Local clawback rules will apply to lifetime gifts whether made within or outwith the SR Zone.
A choice of national law by a UK citizen living in Spain would be of the relevant internal law of part of the UK. The ability to choose the law of England & Wales or of Scotland will be novel in France and Spain, but less so in Italy, where a form of choice of law already exists.
UK Nationals resident in the UK with assets in the SR Zone
The SR Zone immovable assets of British citizens living in the United Kingdom will be subject to the jurisdiction of the courts of the SR Zone state. Whilst the law of the habitual residence applies, this includes PIL and renvoi back into the SR Zone. The local law will be applied to the local immovables only. This will not represent a significant change in France, but will in Spain or Portugal, where currently the renvoi has generally not been accepted.
A choice of national law by a UK citizen for his Spanish immovables would be of the relevant internal law of part of the UK. This will be vital for most existing UK citizens with immovables in Spain or Portugal.
US Nationals resident in the UK or US with assets in the SR Zone
The SR Zone immovable assets of US citizens living in the United Kingdom or the United States of America (or any other schismatic jurisdiction) will be subject to the jurisdiction of the courts of the SR Zone state. Whilst the law of the habitual residence applies, this includes PIL and renvoi back to the SR Zone. The local law will be applied to the local immovables only. In the same manner as for UK nationals, this will not represent a significant change in France, but will in Spain or Portugal, where currently the renvoi has not been accepted.

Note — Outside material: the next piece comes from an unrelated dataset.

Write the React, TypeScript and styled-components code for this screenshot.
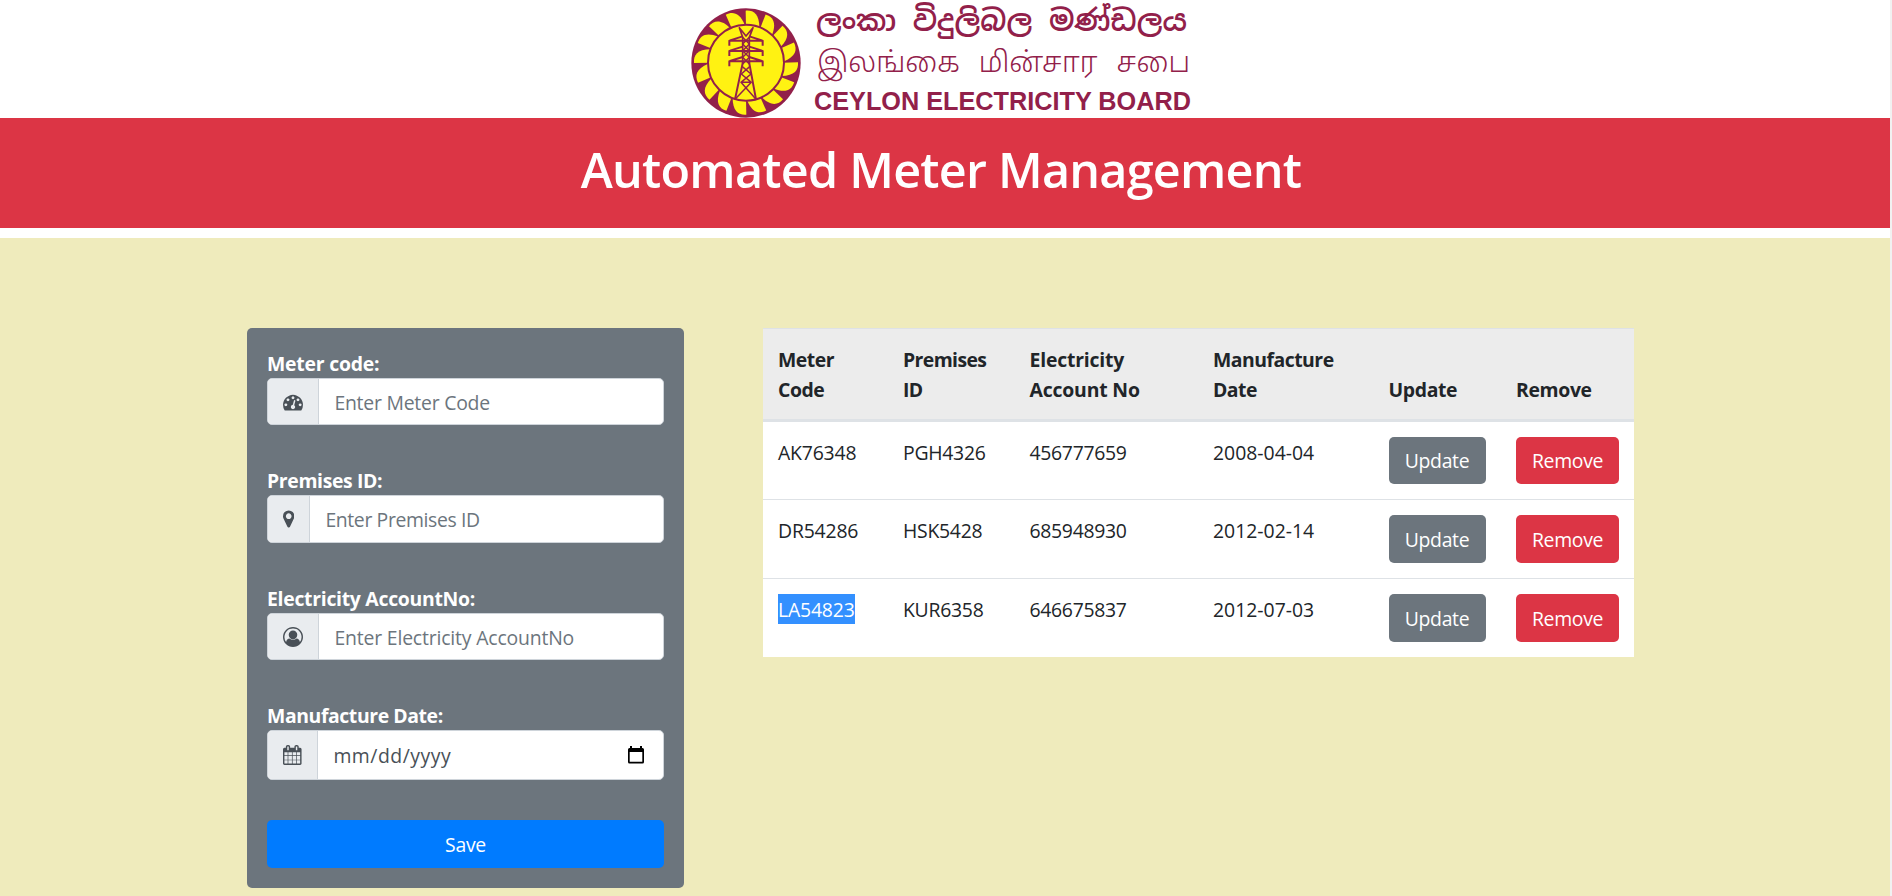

A choice of national law by a US citizen for his French immovables would be of the relevant internal law of part of the USA. If the US citizen is domiciled in the USA, this would be the law of the relevant US State. If not, then it will be of the US State with which he is most closely connected. The definition of “domicile” in the USA is somewhat different and In some circumstances, it may be difficult to establish with which part of the USA is the US citizen most closely connected.
SR Zone Nationals resident in the UK with assets in the SR Zone
The estate of a French domiciliary habitually resident in London, would be subject to the PIL of the UK so that French internal succession law would apply to his movables and French immovables.
If he has French situs assets the French courts would have jurisdiction in relation to his worldwide estate, if he is a French national or was habitually resident there within the previous five years..
The only choice of law available to the resident is that of his nationality. If his only nationality is French and if French law is not attractive to the testator, he may be tempted to take on British nationality to permit a choice of the internal succession law of England & Wales.
Whatever is stated in the SR, it may be that the French courts may regard such an assumption of British nationality as a fraud on the law and in breach of French public policy, until a judgment of the European Court decides otherwise.
Former SR Zone residents in the UK or USA or elsewhere with assets in that SR Zone
The worldwide estates of SR Zone and Non SR Zone nationals with assets situated in a SR Zone State in which they were habitually resident within the previous 5 years, will be subject to the jurisdiction of those courts. If public policy or clawback issues might be relevant, such individuals may wish to consider moving assets out of such a SR Zone State.
Conclusion: Use the Choice of Law Provisions Now
It would be wrong to consider that the SR has no relevance to practice before it becomes fully effective in 2015. All practitioners would be wise to consider suitable choices of law now.
If clients have any EU cross border issue, a valid choice of law will become effective in 2015 even though made now.